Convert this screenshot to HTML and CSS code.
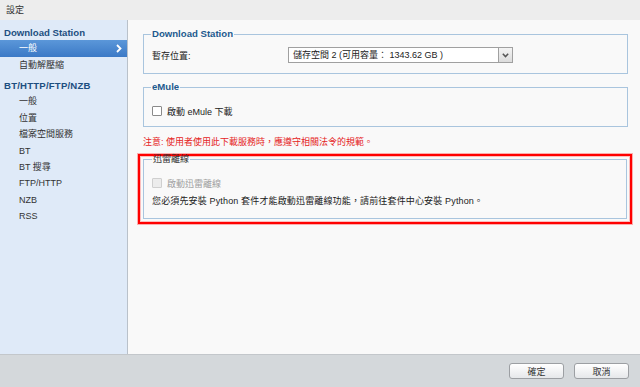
FILE: index.html
```html
<!DOCTYPE html>
<html lang="zh-Hant">
<head>
<meta charset="UTF-8">
<title>設定</title>
<link rel="stylesheet" href="styles.css">
</head>
<body>
<div class="window">
    <div class="titlebar">設定</div>
    <div class="main">
        <div class="sidebar">
            <div class="nav-head">Download Station</div>
            <div class="nav-item selected">一般
                <svg class="chev" width="6" height="9" viewBox="0 0 6 9"><path d="M1 1 L4.5 4.5 L1 8" fill="none" stroke="#fff" stroke-width="1.8"/></svg>
            </div>
            <div class="nav-item">自動解壓縮</div>
            <div class="nav-head second">BT/HTTP/FTP/NZB</div>
            <div class="nav-item">一般</div>
            <div class="nav-item">位置</div>
            <div class="nav-item">檔案空間服務</div>
            <div class="nav-item">BT</div>
            <div class="nav-item">BT 搜尋</div>
            <div class="nav-item">FTP/HTTP</div>
            <div class="nav-item">NZB</div>
            <div class="nav-item">RSS</div>
        </div>
        <div class="content">
            <fieldset class="group first">
                <legend>Download Station</legend>
                <div class="row">
                    <span class="label">暫存位置:</span>
                    <div class="select">
                        <span class="select-text">儲存空間 2 (可用容量： 1343.62 GB )</span>
                        <span class="select-btn">
                            <svg width="7" height="5" viewBox="0 0 7 5"><path d="M0.8 0.8 L3.5 3.6 L6.2 0.8" fill="none" stroke="#555" stroke-width="1.5"/></svg>
                        </span>
                    </div>
                </div>
            </fieldset>
            <fieldset class="group second">
                <legend>eMule</legend>
                <div class="row">
                    <span class="check"></span>
                    <span class="check-label">啟動 eMule 下載</span>
                </div>
            </fieldset>
            <p class="notice">注意: 使用者使用此下載服務時，應遵守相關法令的規範。</p>
            <div class="highlight">
                <fieldset class="group third">
                    <legend>迅雷離線</legend>
                    <div class="row">
                        <span class="check disabled"></span>
                        <span class="check-label disabled">啟動迅雷離線</span>
                    </div>
                    <p class="hint">您必須先安裝 Python 套件才能啟動迅雷離線功能，請前往套件中心安裝 Python。</p>
                </fieldset>
            </div>
        </div>
    </div>
    <div class="footer">
        <button class="btn">確定</button>
        <button class="btn">取消</button>
    </div>
</div>
</body>
</html>
```
FILE: styles.css
```css
body {
    margin: 0;
    font-family: "Liberation Sans", "Noto Sans CJK TC", sans-serif;
    font-size: 9px;
    color: #222;
}
.window {
    width: 640px;
    height: 387px;
    display: flex;
    flex-direction: column;
    overflow: hidden;
}
.titlebar {
    height: 20px;
    line-height: 20px;
    padding-left: 6px;
    background: #ededed;
    color: #333;
}
.main {
    flex: 1;
    display: flex;
    min-height: 0;
}
.sidebar {
    width: 128px;
    background: #dfeaf8;
    border-right: 1px solid #b9c1ca;
    padding-top: 6px;
    box-sizing: border-box;
}
.nav-head {
    font-weight: bold;
    font-size: 9.6px;
    color: #1d4f80;
    line-height: 14px;
    padding-left: 4px;
}
.nav-head.second {
    margin-top: 6px;
    letter-spacing: 0.2px;
}
.nav-item {
    height: 16.4px;
    line-height: 16.4px;
    padding-left: 19px;
    color: #333;
    position: relative;
}
.nav-item.selected {
    height: 17px;
    line-height: 17px;
    background: linear-gradient(#5b97d9, #3b79c6);
    color: #fff;
}
.chev {
    position: absolute;
    right: 5px;
    top: 4px;
}
.content {
    flex: 1;
    background: #f9f9f9;
    padding: 8px 12px 0 15px;
}
.group {
    margin: 0;
    padding: 0 8px;
    border: 1px solid #a9c5de;
}
.group legend {
    padding: 0 1px;
    margin-left: -1px;
    line-height: 12px;
    font-weight: bold;
    font-size: 9.6px;
    color: #1d5a8e;
}
.group.first {
    padding-top: 7px;
    padding-bottom: 10px;
}
.group.second {
    margin-top: 7px;
    padding-top: 10px;
    padding-bottom: 7px;
}
.row {
    display: flex;
    align-items: center;
    height: 16px;
}
.label {
    width: 136px;
}
.select {
    width: 225px;
    height: 16px;
    box-sizing: border-box;
    border: 1px solid #a0a0a0;
    background: #fff;
    display: flex;
}
.select-text {
    flex: 1;
    padding-left: 4px;
    line-height: 14px;
}
.select-btn {
    width: 13px;
    border-left: 1px solid #a0a0a0;
    background: linear-gradient(#f4f4f4, #dcdcdc);
    display: flex;
    align-items: center;
    justify-content: center;
}
.check {
    width: 10px;
    height: 10px;
    box-sizing: border-box;
    border: 1px solid #8a8a8a;
    border-radius: 1px;
    background: #fff;
    margin-right: 5px;
}
.check.disabled {
    border-color: #cfcfcf;
    background: #ececec;
}
.check-label.disabled {
    color: #a0a0a0;
}
.notice {
    margin: 9px 0 0 0;
    line-height: 12px;
    color: #e5231d;
}
.highlight {
    margin: 6px -4px 0 -5px;
    border: 2px solid #ff0000;
    box-shadow: 0 0 0 1px rgba(255, 80, 80, 0.45), inset 0 0 0 1px rgba(255, 80, 80, 0.35);
    padding: 0 3px 3px 3px;
}
.group.third {
    padding-top: 13px;
    padding-bottom: 11px;
}
.group.third legend {
    font-weight: normal;
    font-size: 9px;
    color: #333;
    line-height: 6px;
    margin-left: 0;
}
.hint {
    margin: 4px 0 0 0;
    line-height: 12px;
    letter-spacing: 0.15px;
}
.footer {
    height: 33px;
    box-sizing: border-box;
    background: #d4d8db;
    border-top: 1px solid #c3c7cb;
    display: flex;
    justify-content: flex-end;
    align-items: flex-start;
    padding: 8px 11px 0 0;
    gap: 10px;
}
.btn {
    width: 55px;
    height: 16px;
    padding: 0;
    font-family: inherit;
    font-size: 9px;
    color: #333;
    border: 1px solid #9c9fa3;
    border-radius: 3px;
    background: linear-gradient(#ffffff, #e6e8ea);
}
```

++++++++++++++++++++

→ CHALLENGE: Go through the listing above and write it out again exactly, dropping the pictures.

→ RESULT BELOW:
Convert this screenshot to HTML and CSS code.
FILE: index.html
```html
<!DOCTYPE html>
<html lang="zh-Hant">
<head>
<meta charset="UTF-8">
<title>設定</title>
<link rel="stylesheet" href="styles.css">
</head>
<body>
<div class="window">
    <div class="titlebar">設定</div>
    <div class="main">
        <div class="sidebar">
            <div class="nav-head">Download Station</div>
            <div class="nav-item selected">一般
                <svg class="chev" width="6" height="9" viewBox="0 0 6 9"><path d="M1 1 L4.5 4.5 L1 8" fill="none" stroke="#fff" stroke-width="1.8"/></svg>
            </div>
            <div class="nav-item">自動解壓縮</div>
            <div class="nav-head second">BT/HTTP/FTP/NZB</div>
            <div class="nav-item">一般</div>
            <div class="nav-item">位置</div>
            <div class="nav-item">檔案空間服務</div>
            <div class="nav-item">BT</div>
            <div class="nav-item">BT 搜尋</div>
            <div class="nav-item">FTP/HTTP</div>
            <div class="nav-item">NZB</div>
            <div class="nav-item">RSS</div>
        </div>
        <div class="content">
            <fieldset class="group first">
                <legend>Download Station</legend>
                <div class="row">
                    <span class="label">暫存位置:</span>
                    <div class="select">
                        <span class="select-text">儲存空間 2 (可用容量： 1343.62 GB )</span>
                        <span class="select-btn">
                            <svg width="7" height="5" viewBox="0 0 7 5"><path d="M0.8 0.8 L3.5 3.6 L6.2 0.8" fill="none" stroke="#555" stroke-width="1.5"/></svg>
                        </span>
                    </div>
                </div>
            </fieldset>
            <fieldset class="group second">
                <legend>eMule</legend>
                <div class="row">
                    <span class="check"></span>
                    <span class="check-label">啟動 eMule 下載</span>
                </div>
            </fieldset>
            <p class="notice">注意: 使用者使用此下載服務時，應遵守相關法令的規範。</p>
            <div class="highlight">
                <fieldset class="group third">
                    <legend>迅雷離線</legend>
                    <div class="row">
                        <span class="check disabled"></span>
                        <span class="check-label disabled">啟動迅雷離線</span>
                    </div>
                    <p class="hint">您必須先安裝 Python 套件才能啟動迅雷離線功能，請前往套件中心安裝 Python。</p>
                </fieldset>
            </div>
        </div>
    </div>
    <div class="footer">
        <button class="btn">確定</button>
        <button class="btn">取消</button>
    </div>
</div>
</body>
</html>
```
FILE: styles.css
```css
body {
    margin: 0;
    font-family: "Liberation Sans", "Noto Sans CJK TC", sans-serif;
    font-size: 9px;
    color: #222;
}
.window {
    width: 640px;
    height: 387px;
    display: flex;
    flex-direction: column;
    overflow: hidden;
}
.titlebar {
    height: 20px;
    line-height: 20px;
    padding-left: 6px;
    background: #ededed;
    color: #333;
}
.main {
    flex: 1;
    display: flex;
    min-height: 0;
}
.sidebar {
    width: 128px;
    background: #dfeaf8;
    border-right: 1px solid #b9c1ca;
    padding-top: 6px;
    box-sizing: border-box;
}
.nav-head {
    font-weight: bold;
    font-size: 9.6px;
    color: #1d4f80;
    line-height: 14px;
    padding-left: 4px;
}
.nav-head.second {
    margin-top: 6px;
    letter-spacing: 0.2px;
}
.nav-item {
    height: 16.4px;
    line-height: 16.4px;
    padding-left: 19px;
    color: #333;
    position: relative;
}
.nav-item.selected {
    height: 17px;
    line-height: 17px;
    background: linear-gradient(#5b97d9, #3b79c6);
    color: #fff;
}
.chev {
    position: absolute;
    right: 5px;
    top: 4px;
}
.content {
    flex: 1;
    background: #f9f9f9;
    padding: 8px 12px 0 15px;
}
.group {
    margin: 0;
    padding: 0 8px;
    border: 1px solid #a9c5de;
}
.group legend {
    padding: 0 1px;
    margin-left: -1px;
    line-height: 12px;
    font-weight: bold;
    font-size: 9.6px;
    color: #1d5a8e;
}
.group.first {
    padding-top: 7px;
    padding-bottom: 10px;
}
.group.second {
    margin-top: 7px;
    padding-top: 10px;
    padding-bottom: 7px;
}
.row {
    display: flex;
    align-items: center;
    height: 16px;
}
.label {
    width: 136px;
}
.select {
    width: 225px;
    height: 16px;
    box-sizing: border-box;
    border: 1px solid #a0a0a0;
    background: #fff;
    display: flex;
}
.select-text {
    flex: 1;
    padding-left: 4px;
    line-height: 14px;
}
.select-btn {
    width: 13px;
    border-left: 1px solid #a0a0a0;
    background: linear-gradient(#f4f4f4, #dcdcdc);
    display: flex;
    align-items: center;
    justify-content: center;
}
.check {
    width: 10px;
    height: 10px;
    box-sizing: border-box;
    border: 1px solid #8a8a8a;
    border-radius: 1px;
    background: #fff;
    margin-right: 5px;
}
.check.disabled {
    border-color: #cfcfcf;
    background: #ececec;
}
.check-label.disabled {
    color: #a0a0a0;
}
.notice {
    margin: 9px 0 0 0;
    line-height: 12px;
    color: #e5231d;
}
.highlight {
    margin: 6px -4px 0 -5px;
    border: 2px solid #ff0000;
    box-shadow: 0 0 0 1px rgba(255, 80, 80, 0.45), inset 0 0 0 1px rgba(255, 80, 80, 0.35);
    padding: 0 3px 3px 3px;
}
.group.third {
    padding-top: 13px;
    padding-bottom: 11px;
}
.group.third legend {
    font-weight: normal;
    font-size: 9px;
    color: #333;
    line-height: 6px;
    margin-left: 0;
}
.hint {
    margin: 4px 0 0 0;
    line-height: 12px;
    letter-spacing: 0.15px;
}
.footer {
    height: 33px;
    box-sizing: border-box;
    background: #d4d8db;
    border-top: 1px solid #c3c7cb;
    display: flex;
    justify-content: flex-end;
    align-items: flex-start;
    padding: 8px 11px 0 0;
    gap: 10px;
}
.btn {
    width: 55px;
    height: 16px;
    padding: 0;
    font-family: inherit;
    font-size: 9px;
    color: #333;
    border: 1px solid #9c9fa3;
    border-radius: 3px;
    background: linear-gradient(#ffffff, #e6e8ea);
}
```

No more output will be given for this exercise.